The young adult genre seems to have been on a downturn (or it is possible I am older). But as a teenager, I would consume any and all books placed in the category I could lay my hands on. Perhaps my reading habit developed not out of consuming serious literature but from also learning how to consume fun, unserious things that cater to specific aspirations. Like reading a love story set in college as a yearning 14-year-old.
Among those, the genre of the trope-rich romance novel set on an idyllic university campus – the one that has a meet-cute, a little bit of obstacle and finally ends with them together – definitely appealed to my sensibilities then. But tropes have acquired something of a negative connotation now. More subversive art forms have taken over, hyper-aware of the standard depiction. You are always on your toes, the narrator keeps breaking the fourth wall, and escapism is dead.
Out in the world
Still, when used less formulaically, tropes can often generate fun, light reads that afford the reader a form of escape. You can finish such a book in a single setting. This and more is what Liberal Hearts accomplishes. Nayantara Violet Alva’s debut novel is set in an elite university in rural Sonipat, Haryana. It is not hard to imagine the inspiration of this book – the author herself is an alumna of Ashoka University, a not-for-profit institution set in, surprise surprise, Sonipat.
My initial interest in the book was piqued less by its contents and more by the social media buzz linking it to my alma mater. Since I have spent my own formative years at Ashoka University, my predispositions and understanding of the place had already led me to an instant opinion of the book – that perhaps the novel would depict the experience of living in a place like this rather than focusing on the characters. I was proven wrong very quickly.
Liberal Hearts revolves around Namya – a first-year undergraduate student at Maurya College of Liberal Arts (MCLA). She is rich, privileged and is mostly estranged from her parents, who are divorced. She is plagued by self-doubt, is lost in the sea of self-assured rich kids, and largely seems to have no sense of self as the book begins. Our protagonist lucks out with a quirky roommate, Pari, who soon becomes her confidant, and a close friend, Mehreen, who takes on the role of being her support system. The male lead is Vir Kumar Yadav, a promising student from Sonipat who studied at a fancy school on a scholarship, but, owing to extenuating circumstances now sells illicit alcohol to the students at MCLA to make ends meet.
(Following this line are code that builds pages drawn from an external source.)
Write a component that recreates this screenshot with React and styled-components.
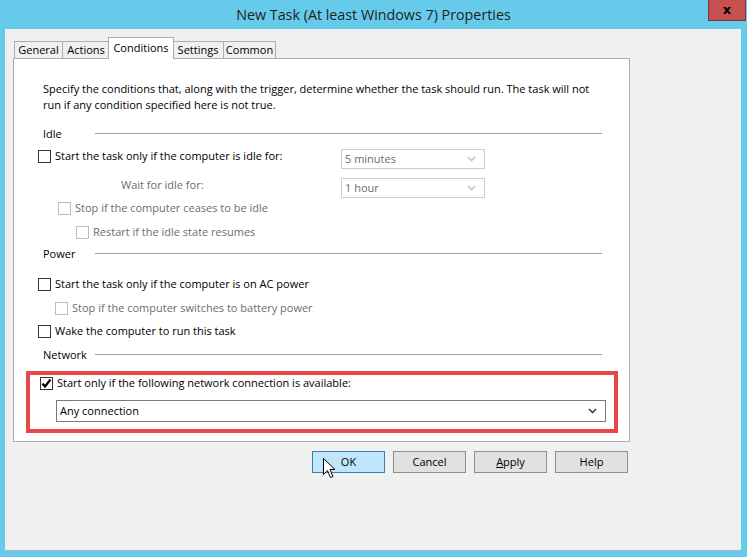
import React from "react";
import styled, { createGlobalStyle } from "styled-components";

const Global = createGlobalStyle`
  html, body { margin: 0; padding: 0; }
  body { font-family: "Open Sans", "Noto Sans", sans-serif; }
  * { box-sizing: border-box; }
`;

const FONT = `"Open Sans", "Noto Sans", sans-serif`;

const Window = styled.div`
  position: relative;
  width: 747px;
  height: 557px;
  background: #66cbea;
  display: flex;
  flex-direction: column;
  overflow: hidden;
  font-family: ${FONT};
`;

const TitleBar = styled.div`
  height: 29px;
  display: grid;
  grid-template-columns: 1fr auto 1fr;
  align-items: start;
`;

const Title = styled.div`
  grid-column: 2;
  padding-top: 5px;
  font-size: 14.3px;
  line-height: 20px;
  color: #1e1e1e;
  white-space: nowrap;
`;

const CloseButton = styled.div`
  grid-column: 3;
  justify-self: end;
  margin-right: 1px;
  width: 38px;
  height: 21px;
  background: #c75050;
  border: 1px solid #7d3535;
  border-top: none;
  display: flex;
  align-items: center;
  justify-content: center;
  font-family: "DejaVu Sans", sans-serif;
  font-weight: bold;
  font-size: 13px;
  color: #000;
  padding-bottom: 2px;
`;

const Client = styled.div`
  margin: 0 6px 0 5px;
  height: 522px;
  background: #f0f0f0;
  border-bottom: 1px solid #a9b6bd;
  padding: 8px 0 0 8px;
  display: flex;
  flex-direction: column;
  font-size: 11px;
  color: #000;
`;

const TabStrip = styled.div`
  display: flex;
  align-items: flex-end;
  margin-left: 1px;
  margin-bottom: -1px;
  height: 22px;
`;

const Tab = styled.div`
  position: relative;
  width: ${(p) => p.$w}px;
  height: ${(p) => (p.$selected ? 22 : 17)}px;
  margin-bottom: ${(p) => (p.$selected ? 0 : 1)}px;
  margin-left: ${(p) => (p.$selected ? -2 : p.$first ? 0 : -1)}px;
  margin-right: ${(p) => (p.$selected ? -1 : 0)}px;
  z-index: ${(p) => (p.$selected ? 2 : 1)};
  background: ${(p) => (p.$selected ? "#ffffff" : "#f0f0f0")};
  border: 1px solid #adadad;
  border-bottom: none;
  display: flex;
  justify-content: center;
  padding-top: ${(p) => (p.$selected ? 2 : 0)}px;
  font-size: 11px;
  line-height: 16px;
  white-space: nowrap;
`;

const Panel = styled.div`
  position: relative;
  z-index: 1;
  width: 617px;
  height: 384px;
  background: #ffffff;
  border: 1px solid #adadad;
  padding: 22px 27px 0 0;
  display: flex;
  flex-direction: column;
`;

const Intro = styled.p`
  margin: 0 0 0 29px;
  line-height: 16px;
  white-space: nowrap;
`;

const SectionHeader = styled.div`
  display: flex;
  align-items: center;
  height: 16px;
  margin-top: ${(p) => p.$mt}px;
  padding-left: 29px;
  line-height: 16px;
`;

const SectionLabel = styled.span`
  width: 52px;
  flex: none;
`;

const SectionRule = styled.div`
  flex: 1;
  height: 1px;
  margin-top: -1px;
  background: #a0a0a0;
`;

const Row = styled.div`
  display: flex;
  align-items: flex-start;
  margin-top: ${(p) => p.$mt}px;
  padding-left: ${(p) => p.$indent}px;
`;

const CheckItem = styled.label`
  display: flex;
  align-items: center;
  height: 14px;
  gap: 4px;
  color: ${(p) => (p.$disabled ? "#6d6d6d" : "#000")};
  white-space: nowrap;
  line-height: 14px;
`;

const Box = styled.span`
  width: 13px;
  height: 13px;
  flex: none;
  background: #fff;
  border: 1px solid ${(p) => (p.$disabled ? "#bcbcbc" : "#333333")};
  display: flex;
  align-items: center;
  justify-content: center;
`;

const CheckLabel = styled.span`
  width: ${(p) => (p.$w ? `${p.$w}px` : "auto")};
  flex: none;
`;

const PlainLabel = styled.span`
  color: #6d6d6d;
  line-height: 14px;
  width: ${(p) => p.$w}px;
  flex: none;
  white-space: nowrap;
`;

const Select = styled.div`
  width: ${(p) => p.$w}px;
  height: ${(p) => p.$h}px;
  margin-left: ${(p) => p.$ml || 0}px;
  margin-top: ${(p) => p.$mt || 0}px;
  background: #fff;
  border: 1px solid ${(p) => (p.$disabled ? "#cccccc" : "#7a7a7a")};
  color: ${(p) => (p.$disabled ? "#6d6d6d" : "#000")};
  display: flex;
  align-items: center;
  justify-content: space-between;
  padding: 0 8px 0 3px;
  line-height: 14px;
  white-space: nowrap;
`;

const Highlight = styled.div`
  margin: 8px 0 0 12px;
  width: 592px;
  height: 62px;
  border: 4px solid #e84848;
  padding: 1px 8px 0 10px;
  display: flex;
  flex-direction: column;
`;

const ButtonRow = styled.div`
  width: 617px;
  display: flex;
  justify-content: flex-end;
  gap: 8px;
  padding-right: 2px;
  margin-top: 9px;
`;

const Button = styled.div`
  width: 73px;
  height: 22px;
  background: ${(p) => (p.$hot ? "#bee6fd" : "#e1e1e1")};
  border: 1px solid ${(p) => (p.$hot ? "#3c7fb1" : "#8f8f8f")};
  display: flex;
  align-items: center;
  justify-content: center;
  font-size: 11px;
  line-height: 14px;
  color: #000;
`;

const Cursor = styled.svg`
  position: absolute;
  left: 323px;
  top: 458px;
  z-index: 5;
`;

const Chevron = ({ disabled }) => (
  <svg width="9" height="6" viewBox="0 0 9 6">
    <polyline
      points="1,1 4.5,4.5 8,1"
      fill="none"
      stroke={disabled ? "#c4c4c4" : "#404040"}
      strokeWidth="1.6"
    />
  </svg>
);

const Check = ({ checked, disabled, label, w }) => (
  <CheckItem $disabled={disabled}>
    <Box $disabled={disabled}>
      {checked && (
        <svg width="11" height="11" viewBox="0 0 11 11">
          <polyline points="1.5,5.5 4,8.5 9.5,1.5" fill="none" stroke="#000" strokeWidth="2.2" />
        </svg>
      )}
    </Box>
    <CheckLabel $w={w}>{label}</CheckLabel>
  </CheckItem>
);

const tabs = [
  { name: "General", w: 49 },
  { name: "Actions", w: 48 },
  { name: "Conditions", w: 66, selected: true },
  { name: "Settings", w: 52 },
  { name: "Common", w: 53 },
];

export default function App() {
  return (
    <>
      <Global />
      <Window>
        <TitleBar>
          <Title>New Task (At least Windows 7) Properties</Title>
          <CloseButton>x</CloseButton>
        </TitleBar>
        <Client>
          <TabStrip>
            {tabs.map((t, i) => (
              <Tab key={t.name} $w={t.w} $selected={t.selected} $first={i === 0}>
                {t.name}
              </Tab>
            ))}
          </TabStrip>
          <Panel>
            <Intro>
              Specify the conditions that, along with the trigger, determine whether the task should run. The task will not
              <br />
              run if any condition specified here is not true.
            </Intro>

            <SectionHeader $mt={13}>
              <SectionLabel>Idle</SectionLabel>
              <SectionRule />
            </SectionHeader>
            <Row $mt={7} $indent={24}>
              <Check label="Start the task only if the computer is idle for:" w={286} />
              <Select $w={144} $h={20} $disabled>
                5 minutes
                <Chevron disabled />
              </Select>
            </Row>
            <Row $mt={9} $indent={107}>
              <PlainLabel $w={220}>Wait for idle for:</PlainLabel>
              <Select $w={144} $h={20} $disabled>
                1 hour
                <Chevron disabled />
              </Select>
            </Row>
            <Row $mt={3} $indent={44}>
              <Check disabled label="Stop if the computer ceases to be idle" />
            </Row>
            <Row $mt={10} $indent={62}>
              <Check disabled label="Restart if the idle state resumes" />
            </Row>

            <SectionHeader $mt={7}>
              <SectionLabel>Power</SectionLabel>
              <SectionRule />
            </SectionHeader>
            <Row $mt={15} $indent={24}>
              <Check label="Start the task only if the computer is on AC power" />
            </Row>
            <Row $mt={10} $indent={41}>
              <Check disabled label="Stop if the computer switches to battery power" />
            </Row>
            <Row $mt={9} $indent={24}>
              <Check label="Wake the computer to run this task" />
            </Row>

            <SectionHeader $mt={9}>
              <SectionLabel>Network</SectionLabel>
              <SectionRule />
            </SectionHeader>
            <Highlight>
              <Row $mt={0} $indent={0}>
                <Check checked label="Start only if the following network connection is available:" />
              </Row>
              <Select $w={550} $h={22} $ml={16} $mt={10}>
                Any connection
                <Chevron />
              </Select>
            </Highlight>
          </Panel>
          <ButtonRow>
            <Button $hot>OK</Button>
            <Button>Cancel</Button>
            <Button>
              <span>
                <u>A</u>pply
              </span>
            </Button>
            <Button>Help</Button>
          </ButtonRow>
        </Client>
        <Cursor width="13" height="21" viewBox="0 0 13 21">
          <path
            d="M0.5,0.5 L0.5,16.5 L4.5,12.5 L7.5,19.5 L10,18.5 L7,11.5 L12,11.5 Z"
            fill="#fff"
            stroke="#000"
            strokeWidth="1"
            strokeLinejoin="miter"
          />
        </Cursor>
      </Window>
    </>
  );
}
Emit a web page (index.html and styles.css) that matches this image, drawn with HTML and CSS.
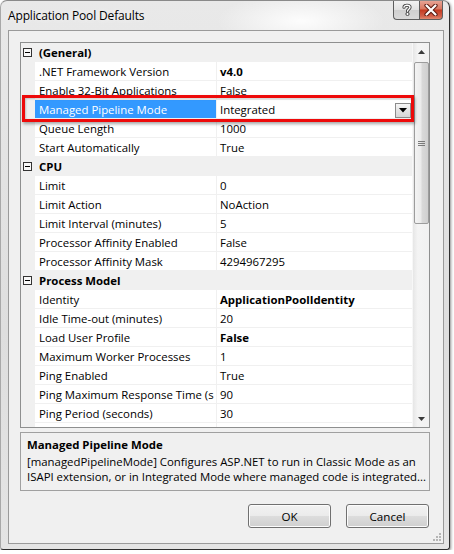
FILE: index.html
```html
<!DOCTYPE html>
<html>
<head>
<meta charset="utf-8">
<link rel="stylesheet" href="styles.css">
</head>
<body>
<div class="window">
  <div class="titlebar">
    <span class="title">Application Pool Defaults</span>
    <div class="caption-btns">
      <div class="cbtn help">
        <svg width="12" height="13" viewBox="0 0 12 13"><path d="M3 4.2 C3 1.6 9 1.6 9 4.3 C9 6.3 6.5 6.2 6.5 8.2" fill="none" stroke="#444" stroke-width="3.2" stroke-linecap="round"/><path d="M3 4.2 C3 1.6 9 1.6 9 4.3 C9 6.3 6.5 6.2 6.5 8.2" fill="none" stroke="#fff" stroke-width="1.4" stroke-linecap="round"/><circle cx="6.5" cy="11" r="1.6" fill="#fff" stroke="#444" stroke-width="1"/></svg>
      </div>
      <div class="cbtn close">
        <svg width="14" height="12" viewBox="0 0 14 12"><path d="M2.5 1.5 L11.5 10.5 M11.5 1.5 L2.5 10.5" stroke="#5a1a10" stroke-width="4.2" stroke-linecap="round"/><path d="M2.5 1.5 L11.5 10.5 M11.5 1.5 L2.5 10.5" stroke="#fff" stroke-width="2.2" stroke-linecap="round"/></svg>
      </div>
    </div>
  </div>
  <div class="client">
    <div class="grid">
      <div class="rows">
        <div class="row cat"><span class="gutter"><svg class="minus" width="9" height="9" viewBox="0 0 9 9"><rect x="0.5" y="0.5" width="8" height="8" fill="#f8f8f8" stroke="#333"/><path d="M2 4.5 H7" stroke="#000"/></svg></span><span class="catname">(General)</span></div>
        <div class="row"><span class="gutter"></span><span class="name">.NET Framework Version</span><span class="value bold">v4.0</span></div>
        <div class="row"><span class="gutter"></span><span class="name">Enable 32-Bit Applications</span><span class="value">False</span></div>
        <div class="row sel"><span class="gutter"></span><span class="name">Managed Pipeline Mode</span><span class="value">Integrated<span class="dd"><svg width="8" height="5" viewBox="0 0 8 5"><path d="M0 0 H8 L4 4.5 Z" fill="#000"/></svg></span></span></div>
        <div class="row"><span class="gutter"></span><span class="name">Queue Length</span><span class="value">1000</span></div>
        <div class="row"><span class="gutter"></span><span class="name">Start Automatically</span><span class="value">True</span></div>
        <div class="row cat"><span class="gutter"><svg class="minus" width="9" height="9" viewBox="0 0 9 9"><rect x="0.5" y="0.5" width="8" height="8" fill="#f8f8f8" stroke="#333"/><path d="M2 4.5 H7" stroke="#000"/></svg></span><span class="catname">CPU</span></div>
        <div class="row"><span class="gutter"></span><span class="name">Limit</span><span class="value">0</span></div>
        <div class="row"><span class="gutter"></span><span class="name">Limit Action</span><span class="value">NoAction</span></div>
        <div class="row"><span class="gutter"></span><span class="name">Limit Interval (minutes)</span><span class="value">5</span></div>
        <div class="row"><span class="gutter"></span><span class="name">Processor Affinity Enabled</span><span class="value">False</span></div>
        <div class="row"><span class="gutter"></span><span class="name">Processor Affinity Mask</span><span class="value">4294967295</span></div>
        <div class="row cat"><span class="gutter"><svg class="minus" width="9" height="9" viewBox="0 0 9 9"><rect x="0.5" y="0.5" width="8" height="8" fill="#f8f8f8" stroke="#333"/><path d="M2 4.5 H7" stroke="#000"/></svg></span><span class="catname">Process Model</span></div>
        <div class="row"><span class="gutter"></span><span class="name">Identity</span><span class="value bold">ApplicationPoolIdentity</span></div>
        <div class="row"><span class="gutter"></span><span class="name">Idle Time-out (minutes)</span><span class="value">20</span></div>
        <div class="row"><span class="gutter"></span><span class="name">Load User Profile</span><span class="value bold">False</span></div>
        <div class="row"><span class="gutter"></span><span class="name">Maximum Worker Processes</span><span class="value">1</span></div>
        <div class="row"><span class="gutter"></span><span class="name">Ping Enabled</span><span class="value">True</span></div>
        <div class="row"><span class="gutter"></span><span class="name">Ping Maximum Response Time (s</span><span class="value">90</span></div>
        <div class="row"><span class="gutter"></span><span class="name">Ping Period (seconds)</span><span class="value">30</span></div>
        <div class="row"><span class="gutter"></span><span class="name">&nbsp;</span><span class="value">&nbsp;</span></div>
      </div>
      <div class="scrollbar">
        <div class="sb-btn"><svg width="7" height="4" viewBox="0 0 7 4"><path d="M0 4 L3.5 0 L7 4 Z" fill="#3a3a3a"/></svg></div>
        <div class="thumb"><svg width="7" height="5" viewBox="0 0 7 5"><path d="M0 0.5 H7 M0 2.5 H7 M0 4.5 H7" stroke="#7a7a7a"/></svg></div>
        <div class="track"></div>
        <div class="sb-btn"><svg width="7" height="4" viewBox="0 0 7 4"><path d="M0 0 L7 0 L3.5 4 Z" fill="#3a3a3a"/></svg></div>
      </div>
      <div class="highlight"></div>
    </div>
    <div class="desc">
      <div class="desc-title">Managed Pipeline Mode</div>
      <div class="desc-text">[managedPipelineMode] Configures ASP.NET to run in Classic Mode as an<br>ISAPI extension, or in Integrated Mode where managed code is integrated...</div>
    </div>
    <div class="buttons">
      <button class="btn ok">OK</button>
      <button class="btn">Cancel</button>
    </div>
    <svg class="grip" width="9" height="9" viewBox="0 0 9 9"><g fill="#b5b5b5"><rect x="7" y="1" width="2" height="2"/><rect x="4" y="4" width="2" height="2"/><rect x="7" y="4" width="2" height="2"/><rect x="1" y="7" width="2" height="2"/><rect x="4" y="7" width="2" height="2"/><rect x="7" y="7" width="2" height="2"/></g></svg>
  </div>
</div>
</body>
</html>
```

FILE: styles.css
```css
html, body {
  margin: 0;
  padding: 0;
  background: #ffffff;
}
body {
  font-family: "Segoe UI", "Open Sans", "DejaVu Sans", sans-serif;
  font-size: 11.4px;
  color: #000;
}
.window {
  width: 450px;
  height: 550px;
  box-sizing: border-box;
  border: 1px solid;
  border-color: #8a8a8a #2e2e2e #2e2e2e #a8a8a8;
  border-radius: 7px 7px 3px 3px;
  background:
    radial-gradient(ellipse 120px 40px at 300px 20px, rgba(255,255,255,0.9), rgba(255,255,255,0) 70%),
    linear-gradient(to bottom, #e9e9e9, #dedede 60%, #e4e4e4);
  box-shadow: 1px 1px 3px rgba(0,0,0,0.45);
  display: flex;
  flex-direction: column;
  overflow: hidden;
}
.titlebar {
  height: 29px;
  display: flex;
  align-items: flex-start;
  justify-content: space-between;
  flex: none;
}
.title {
  margin-left: 7px;
  margin-top: 7px;
  font-size: 12px;
  line-height: 16px;
  color: #000;
  letter-spacing: -0.15px;
  text-shadow: 0 0 6px rgba(255,255,255,0.9);
}
.caption-btns {
  display: flex;
  margin-right: 6px;
  margin-top: -1px;
}
.cbtn {
  height: 20px;
  box-sizing: border-box;
  border: 1px solid #5d5d5d;
  border-top: none;
  display: flex;
  align-items: center;
  justify-content: center;
}
.help {
  width: 26px;
  border-radius: 0 0 0 4px;
  border-right: none;
  background: linear-gradient(to bottom, #f4f4f4, #e2e2e2 50%, #cfcfcf 52%, #d9d9d9);
}
.close {
  width: 24px;
  border-radius: 0 0 4px 0;
  background: linear-gradient(to bottom, #e9a99b, #d9765f 48%, #c4391f 52%, #d2604a 85%, #e08a70);
}
.client {
  flex: 1;
  margin: 0 5px 5px 7px;
  border: 1px solid #9a9a9a;
  background: #f0f0f0;
  padding: 11px 13px 15px 11px;
  display: flex;
  flex-direction: column;
  position: relative;
}
.grid {
  height: 386px;
  box-sizing: border-box;
  border: 1px solid #8e8f8f;
  background: #ffffff;
  display: flex;
  position: relative;
  flex: none;
}
.rows {
  flex: 1;
  overflow: hidden;
}
.row {
  height: 19px;
  display: flex;
  white-space: nowrap;
}
.gutter {
  width: 14px;
  flex: none;
  background: #f0f0f0;
  position: relative;
}
.name {
  width: 177px;
  flex: none;
  padding-left: 4px;
  padding-top: 1px;
  height: 17px;
  line-height: 17px;
  border-bottom: 1px solid #f0f0f0;
  border-right: 1px solid #f0f0f0;
  overflow: hidden;
}
.value {
  flex: 1;
  padding-left: 3px;
  padding-top: 1px;
  height: 17px;
  line-height: 17px;
  border-bottom: 1px solid #f0f0f0;
  position: relative;
  overflow: hidden;
}
.bold {
  font-weight: bold;
}
.row.cat {
  background: #f0f0f0;
}
.minus {
  position: absolute;
  left: 2px;
  top: 5px;
}
.catname {
  padding-left: 4px;
  padding-top: 1px;
  line-height: 17px;
  font-weight: bold;
}
.row.sel .name {
  background: #3399ff;
  color: #fff;
}
.dd {
  position: absolute;
  right: 1px;
  top: 3px;
  width: 16px;
  height: 15px;
  box-sizing: border-box;
  border: 1px solid #8b8b8b;
  background: linear-gradient(to bottom, #f6f6f6, #e4e4e4 50%, #d6d6d6);
  display: flex;
  align-items: center;
  justify-content: center;
}
.scrollbar {
  width: 17px;
  flex: none;
  background: linear-gradient(to right, #e6e6e6, #f4f4f4 30%, #f1f1f1);
  display: flex;
  flex-direction: column;
  border-left: 1px solid #f7f7f7;
  box-sizing: border-box;
}
.sb-btn {
  height: 17px;
  display: flex;
  align-items: center;
  justify-content: center;
  flex: none;
}
.thumb {
  height: 162px;
  margin: 2px 0 0 1px;
  box-sizing: border-box;
  border: 1px solid #9c9c9c;
  border-radius: 2px;
  background: linear-gradient(to right, #f3f3f3, #ebebeb 45%, #d9d9d9 55%, #cfcfcf);
  display: flex;
  align-items: center;
  justify-content: center;
  flex: none;
}
.track {
  flex: 1;
}
.highlight {
  position: absolute;
  left: 1px;
  top: 52px;
  width: 392px;
  height: 27px;
  box-sizing: border-box;
  border: 3px solid #ee0a0a;
  box-shadow: 1px 2px 3px rgba(0,0,0,0.35), inset 1px 1px 2px rgba(0,0,0,0.2);
  pointer-events: none;
}
.desc {
  margin-top: 4px;
  height: 59px;
  box-sizing: border-box;
  border: 1px solid #a0a0a0;
  background: #f0f0f0;
  padding: 3px 6px 0 6px;
  flex: none;
}
.desc-title {
  font-weight: bold;
  line-height: 17px;
  margin-bottom: 1px;
}
.desc-text {
  line-height: 15px;
  white-space: nowrap;
}
.buttons {
  margin-top: 13px;
  display: flex;
  justify-content: flex-end;
  gap: 15px;
  padding-right: 1px;
  flex: none;
}
.btn {
  width: 83px;
  height: 24px;
  box-sizing: border-box;
  border: 1px solid #707070;
  border-radius: 3px;
  background: linear-gradient(to bottom, #f2f2f2, #ebebeb 50%, #dddddd 51%, #cfcfcf);
  box-shadow: inset 0 0 0 1px #fcfcfc;
  font-family: "Segoe UI", "Open Sans", "DejaVu Sans", sans-serif;
  font-size: 11.6px;
  color: #000;
  padding: 0;
}
.grip {
  position: absolute;
  right: 2px;
  bottom: 2px;
}
```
The book has a couple of palpable themes – perhaps the most prominent being cultural and class politics. What happens to the village when an imposing college espousing liberal values makes this unlikely location its home? As the villagers and students interact through numerous chapters, we come to find a complicated web of socio-political forces at play. Liberalism turns on its head as both groups grapple with their respective value systems. Within the university, too, students struggle with notions of freedom and how these become inextricably linked with privilege and entitlement.
But it is also true that these seem to be hyper-specific to this particular environment. Context-setting is something that the author could have done better, so as to make it more universal. Sometimes it felt like I was in on a big inside joke that many others may not get.
An entertaining caricature
The book’s strength, however, is its ability to caricature in a way that is entertaining. If you are someone who has studied at one of these universities or knows someone who has, it is not hard to find their character in this book. There are the loud-mouthed, so-called progressive boys who sleep with girls and then discuss them loudly and lewdly in the canteen with their friends. There are the uppity students in the classrooms that take up so much space that even the professor retreats into the background. There are the fashionable, put-together girls wearing their Janpath jhumkas and their FabIndia kurtas attempting to reverse inequality in the world one English class at a time.
There is the sexual fluidity, the polyamorous relationships, the nice queer man, the hot senior you cannot stop looking at, the man who read Dostoevsky once but will never stop talking about it – the list is endless. The book plays in your head like a movie. Much like the narrator who seems to have taken Jab We Met to heart, the book is fun, frothy and coming of age and the character arc is very similar to Aditya Kashyap going through the motions – ending with an explosive denouement, which I have no intention of spoiling.
Perhaps readers aching for a serious revelation about their own experiences at college may not find this book interesting or fulfilling. But if you are fourteen and watched Student of the Year for nothing but the Kukkad song, this is your book. I finished Liberal Hearts in one sitting, it is fun in all the right ways, just like old-school Bollywood is. Reminiscent of Rocky and Rani Kii Prem Kaahani’s success at the box office, this book will, if nothing else, keep you hooked to the very end, if only to check whether our protagonists get their happy ending or not.
Liberal Hearts, Nayantara Violet Alva, Penguin India.